One of the class goals was to give youths the tools to understand their own emotions and reactions. Music served as one of many avenues to begin the exercise. Gottlieb would play a pop song and ask the students to share their resulting experiences without filtering out how they felt.

“I was just trying to get them to have some idea of looking within and knowing what your emotions are doing, because the first step is recognizing what is going on within yourself,” Gottleib said.

During her experience, Gottlieb did face challenges. In the beginning, students would swear or be distant with her. Over time, she gained their trust and was able to create a cooperative environment.

“I think they definitely were more willing to trust me than the other adults in the facility because I was younger. I think that makes a big difference in terms of being approachable and being seen as a mentor,” she said.

Gottleib did see changes in youths from when they came into the program feeling disgruntled and hesitant to when they left, understanding their actions and the larger impacts of those actions.

Working at the JJC doesn’t come without somewhat of an emotional toll. Gottlieb had to grapple with the fact that sometimes all she could do was listen to the stories. There wasn’t always a way for her to directly better the situation outside of the JJC’s environment. 

Senior sociology major Marlee Raible has also volunteered and toured at the JJC and has had similar feelings.

“It’s a very emotionally hard thing for me … because these kids have never had someone listen to them. And so, I would go in there and they would just tell me things and I was like I don’t even know what to say!” she said.

Despite that, Raible’s passion for criminal justice has fueled her community engagement during her time at Whitman. She currently stands on the JJC’s Community Accountability Board (CAB).  The volunteer-based CAB is made up of community members who speak to youths about the crimes they commit, how the community is impacted and what actions to take to make amends. According to the JJC website, the goal is to “impress upon the youth the connection between themselves, their community, and their offender activity.”

When Raible meets with youths and their families, she says  it often becomes apparent as to why they choose certain actions.

“You can see everyone in there, people who are very angry, people who are sad, crying, and very apologetic. You can get people in there and you need to refer them to mental health services… by seeing these kids and talking to the mom and dad, you can see pretty quickly some of the reasons these kids might have gotten here in the first place.”

Raible sees the youths as victims of a larger system at play, entangled with our social structures; she emphasizes again and again that juvenile justice – and criminal justice in general – is beyond just the individual.

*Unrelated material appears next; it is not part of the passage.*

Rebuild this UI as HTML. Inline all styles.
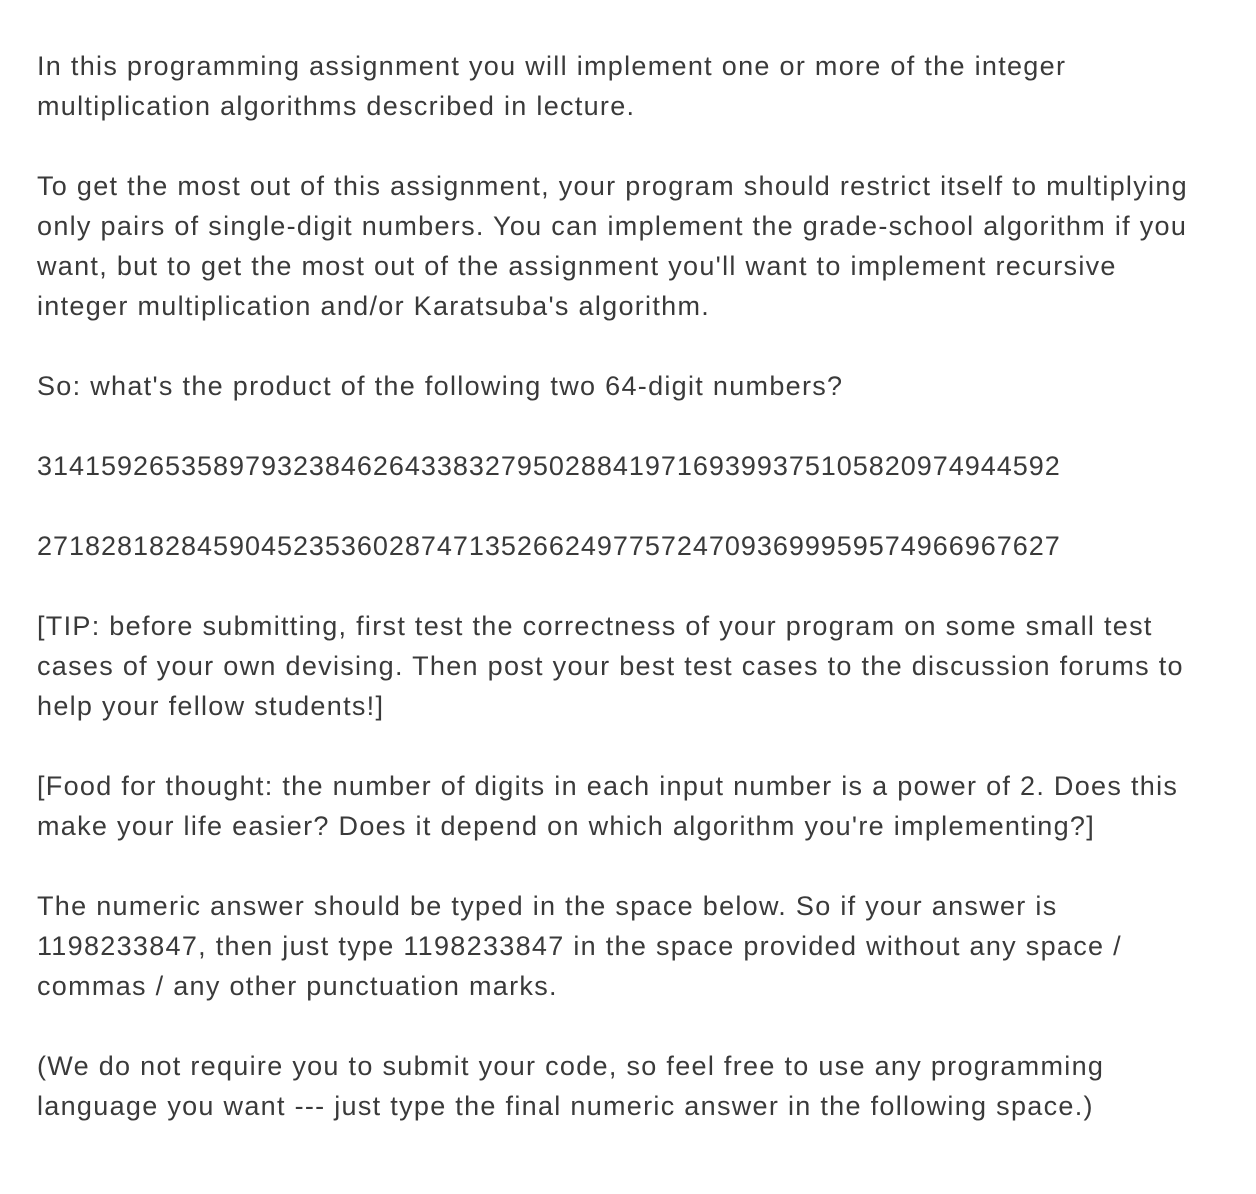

“We … need to change cultural things in the first place so that people when they are born can have a different experience,” she said.

Scrolling through a 2011 report published in 2013 by the Office of Juvenile Justice and Delinquency Prevention under the U.S. Department of Justice,  1.5 million minors were arrested. The report also records that minorities are disproportionately arrested and that 51 percent of juvenile arrests for violent crime were black youth. Statistics like these suggest a larger connection between juvenile, criminal justice, and other current issues.

Raible points specifically to racism. “[The criminal justice system] is to me one of the most apparent institutional structures where you can see racism manifested. So when you have extremely significant portion of the population entering into the criminal justice system, it’s extremely important to acknowledge that that is something that is happening and that should not be continuing in the way it is continuing.”

IMG_5084WEB
Photo by Tywen Kelly.

Students and Criminal Justice involvement

                Whitman students have been involved on-and-off with juvenile and criminal justice instructions in Walla Walla since the 1980s. Professor Farrington’s expertise lies in criminal justice and criminology, and he has found that direct student involvement with the penitentiary and/or the JJC has been a strong augmentation to classroom study.

“I think that sociology can be exclusively an in-class activity but to me and for a lot of students it really takes on an added layer … you can apply what you learn in the classroom to what is taking place in the real world,” he said.

Farrington said that many students that have had the opportunity to work, volunteer, or intern with the criminal justice institutions have not only created theses, but have also gone on to work in law enforcement. In fact, the managing director of the JJC, Norrie Gregoire, is a Whitman alum.

“You really see students develop an amazingly mature and empathetic, richer understanding, and orientation toward problems associated with crime and delinquency. All of a sudden you can put names and faces and real life situations to the things you are talking about,” said Farrington.

For Gottlieb, the chance to work at the JJC was an opportunity to gain a more multi-faceted perspective on juvenile justice.

“I kind of went in thinking it was just going to be terrible and really disliking the idea of locking kids up, which to some extent is still problematic for me. But I think there are certain kids that really benefit from a highly structured environment and intervention. I have a way more nuanced understanding of detention and adolescents,” she said.